I'm not disagreeing, but it's an interesting topic because it brings up questions of DM kinetics and thermodynamics. Maybe someone can correct me, but AFAIK we have very little idea just how lumpy or smooth (on, say, the scale of a few light years) DM is. AIUI, what we know is just basically what you stated - that it can't be very tightly correlated with baryonic matter, because if it was, that would observationally be no different from a higher gravitational constant.

I guess because of the Bullet Cluster we can give a partial answer to the kinetics question, in that we can observe one case where the DM and baryonic matter has remained uncoupled for a couple hundred million years. But still, AIUI there is lots of room for discovery here.

that it can’t be very tightly correlated with baryonic matter, because if it was, that would observationally be no different from a higher gravitational constant.

I carefully avoided which direction the value of the gravitational constant would change. i.e. if measured mass doubles, then gravitational constant halves. Thinking about if further, they could only remain tightly correlated if the mass of the antimatter and the mass of the matter moved in the same path. therefore no change in the gravitational constant..

@eric #22, David L #21, Roy Lofquist #16: There are properties of DM which we can infer, quantitatively, from its gravitational behaviour, *even though* we do not know what kind of particle(s) it is in detail.

I've already (in other comments) mentioned the fact that we know DM doesn't interact significantly with baryonic matter (if it did, we would have already seen those interactions).

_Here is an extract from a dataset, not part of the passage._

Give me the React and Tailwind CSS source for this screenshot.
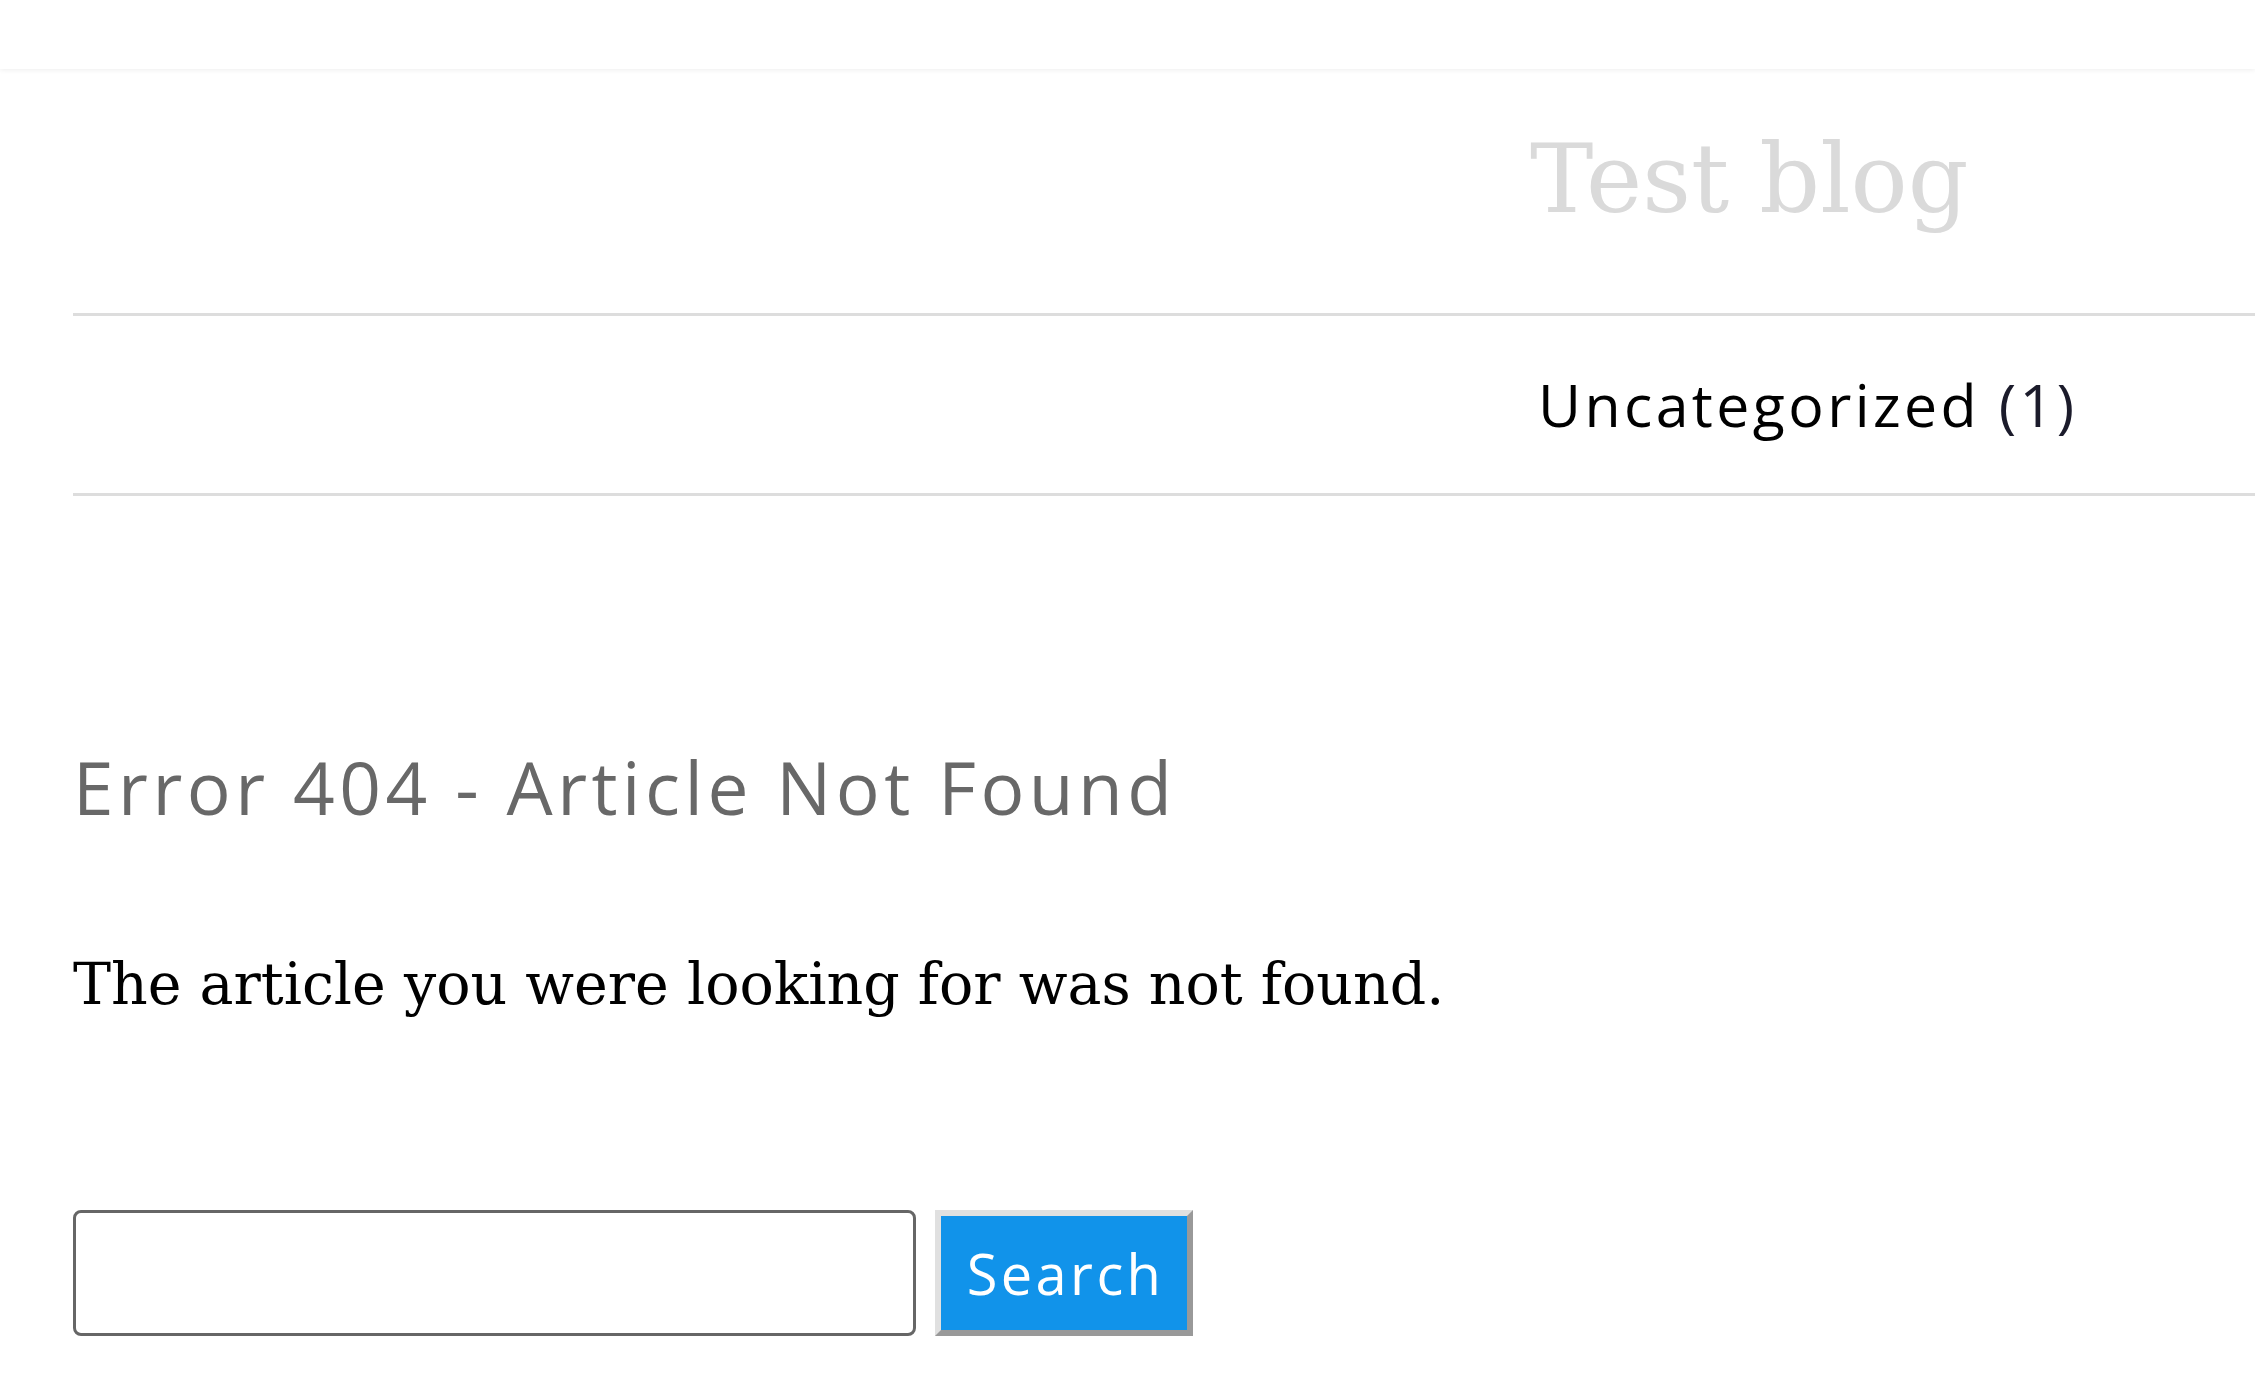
export default function App() {
  const sans = { fontFamily: '"Open Sans", "Noto Sans", sans-serif' };
  const serif = { fontFamily: '"DejaVu Serif", "Liberation Serif", serif' };
  return (
    <div className="min-h-screen bg-white overflow-hidden">
      <header className="h-[69px] bg-white shadow-[0_1px_5px_rgba(0,0,0,0.07)] relative z-10" />
      <div className="pl-[73px]">
        <div className="mt-[63px] mb-[86px] ml-[1457px] whitespace-nowrap">
          <span className="text-[95px] leading-none text-[#dadada]" style={serif}>Test blog</span>
        </div>
        <div className="border-t-[3px] border-b-[3px] border-[#dddddd] py-[59px]">
          <div className="ml-[1465px] whitespace-nowrap text-[59px] leading-none tracking-[3.4px]" style={sans}>
            <span className="text-black">Uncategorized</span>{' '}
            <span className="text-[#1b1b2b]">(1)</span>
          </div>
        </div>
        <h1 className="mt-[254px] text-[73px] leading-none font-normal tracking-[4.5px] text-[#686868] whitespace-nowrap" style={sans}>
          Error 404 - Article Not Found
        </h1>
        <p className="mt-[133px] text-[57px] leading-none text-black whitespace-nowrap" style={serif}>
          The article you were looking for was not found.
        </p>
        <form className="mt-[197px] flex items-start gap-[19px]" onSubmit={(e) => e.preventDefault()}>
          <input
            type="text"
            className="w-[843px] h-[126px] border-[3px] border-[#666666] rounded-[8px] bg-white outline-none"
          />
          <button
            type="submit"
            className="w-[258px] h-[126px] bg-[#1193ea] text-white text-[56px] leading-none tracking-[3.4px] border-[6px] border-t-[#e0e0e0] border-l-[#e0e0e0] border-b-[#999999] border-r-[#999999] flex items-center justify-center pl-[3px]"
            style={sans}
          >
            Search
          </button>
        </form>
      </div>
    </div>
  );
}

We also know that DM doesn't interact significantly with itself!

Why? If it did, then there would be a mechanism for DM to dissipate kinetic energy. Then large spherical volumes of DM would collapse to smaller, high density systems, their angular momentum would increase, and they would become disk-shaped. That's what happens with baryonic gas clouds (which *do* have such dissipative interactions).

If DM collapsed the same way baryonic matter does, then we would NOT SEE the same gravitation effects -- we wouldn't see flat rotation curves, we wouldn't see bullet-cluster gravitational lensing offsets, etc.

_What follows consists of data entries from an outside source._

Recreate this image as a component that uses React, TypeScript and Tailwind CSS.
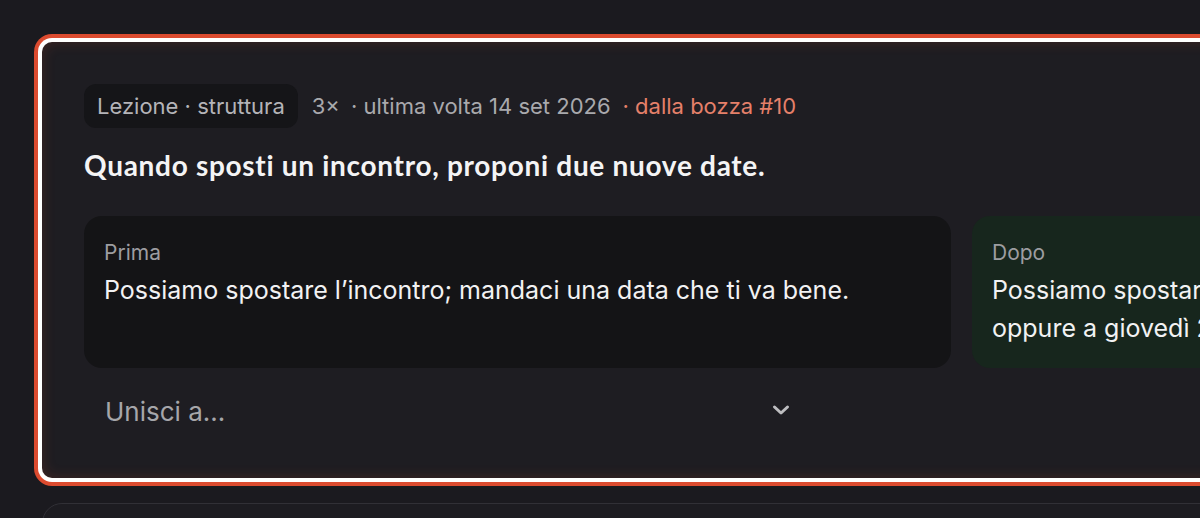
import React from 'react';

// Lesson card: focused, with before/after comparison and merge select
const LessonCard: React.FC = () => {
  return (
    <div className="w-[1839px] rounded-[10px] bg-[#1e1d22] px-[42px] pt-[42px] pb-[39px] shadow-[0_0_0_4px_#ffffff,0_0_0_8px_#dc4b2f,inset_0_0_14px_rgba(220,75,47,0.18)]">
      {/* Meta row */}
      <div className="flex items-center h-[44px] text-[22px] text-[#a9a9ad]">
        <span className="flex items-center h-[44px] px-[13px] rounded-[12px] bg-[#151518] text-[#b4b4b8]">
          Lezione · struttura
        </span>
        <span className="ml-[14px]">3×</span>
        <span className="ml-[11px]">· ultima volta 14 set 2026</span>
        <span className="ml-[12px] text-[#e5806a]">· dalla bozza #10</span>
      </div>

      {/* Lesson */}
      <h2 className="mt-[18px] text-[28px] leading-[38px] tracking-[0.7px] font-bold text-[#f4f4f5] font-['Lato',sans-serif]">
        Quando sposti un incontro, proponi due nuove date.
      </h2>

      {/* Before / after */}
      <div className="mt-[32px] grid grid-cols-2 gap-[21px]">
        <div className="rounded-[18px] bg-[#141416] px-[20px] pt-[22px] pb-[21px]">
          <div className="text-[21px] leading-[30px] text-[#9d9da1]">Prima</div>
          <p className="mt-[3px] text-[25px] leading-[38px] text-[#f2f2f3]">
            Possiamo spostare l’incontro; mandaci una data che ti va bene.
          </p>
        </div>
        <div className="rounded-[18px] bg-[#17261d] px-[20px] pt-[22px] pb-[21px]">
          <div className="text-[21px] leading-[30px] text-[#9d9da1]">Dopo</div>
          <p className="mt-[3px] text-[25px] leading-[38px] text-[#f2f2f3]">
            Possiamo spostare l’incontro a martedì 22 settembre alle 10:00, oppure a giovedì 24 alle 15:00. Quale preferisci?
          </p>
        </div>
      </div>

      {/* Merge select */}
      <div className="mt-[15px] flex items-center justify-between w-[720px] h-[56px] pl-[21px] pr-[14px] text-[26px] text-[#a6a6aa]">
        <span>Unisci a...</span>
        <svg width="18" height="12" viewBox="0 0 18 12" fill="none" className="text-[#bdbdc0] -mt-[2px]">
          <path d="M2.5 3 L9 9 L15.5 3" stroke="currentColor" strokeWidth="3" strokeLinecap="round" strokeLinejoin="round" />
        </svg>
      </div>
    </div>
  );
};

const App: React.FC = () => {
  return (
    <div className="w-[1200px] h-[518px] overflow-hidden bg-[#1b1a1f] font-['Inter',sans-serif]">
      <div className="w-[1923px] flex flex-col gap-[25px] pl-[42px] pt-[42px]">
        <LessonCard />
        <div className="w-[1839px] h-[160px] rounded-[20px] border border-[#313036] bg-[#1d1c21]" />
      </div>
    </div>
  );
};

export default App;
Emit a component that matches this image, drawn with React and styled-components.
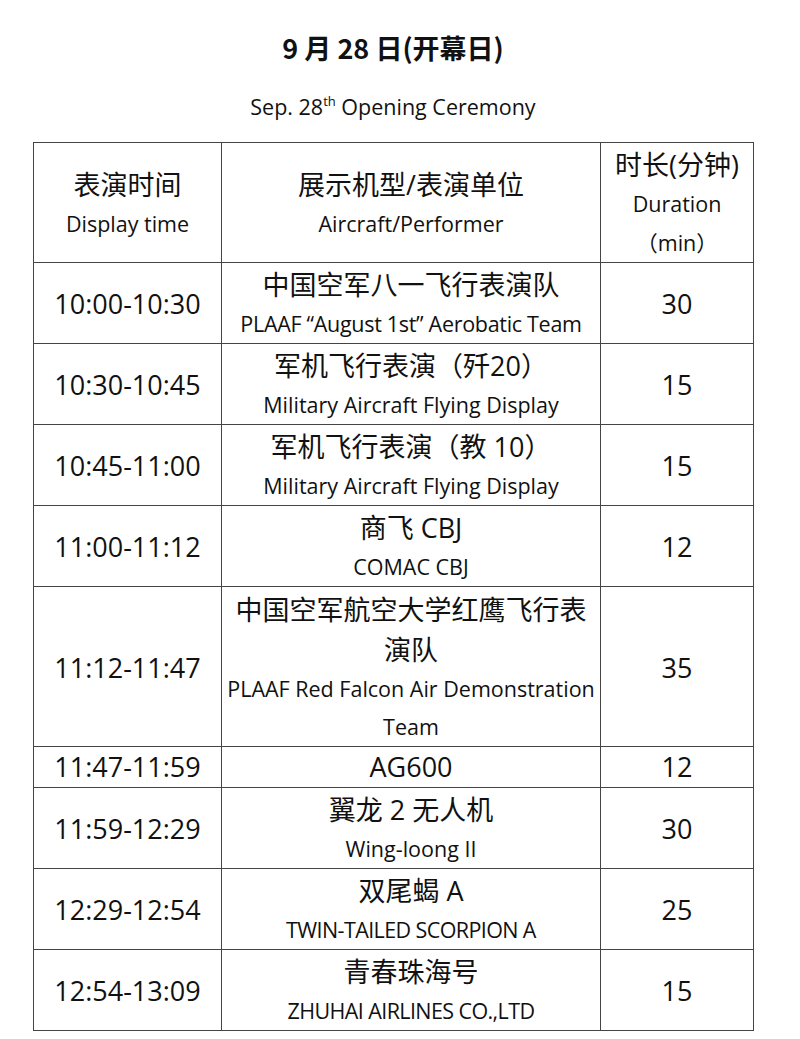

The lack of disipative interactions means that the DM in haloes must be relatively uniform on scales of kiloparsecs, because it doesn't have a way to lose energy and "cool down" into clumps that small.

By Michael Kelsey (not verified) on 21 Aug 2014 #permalink

@Michael Kelsey #25,

So Dark Matter is not only dark but also very strange. Its constituents interact with baryonic matter via gravity but not with other "particles" of DM. Some how I think even Einstein would have trouble following that train.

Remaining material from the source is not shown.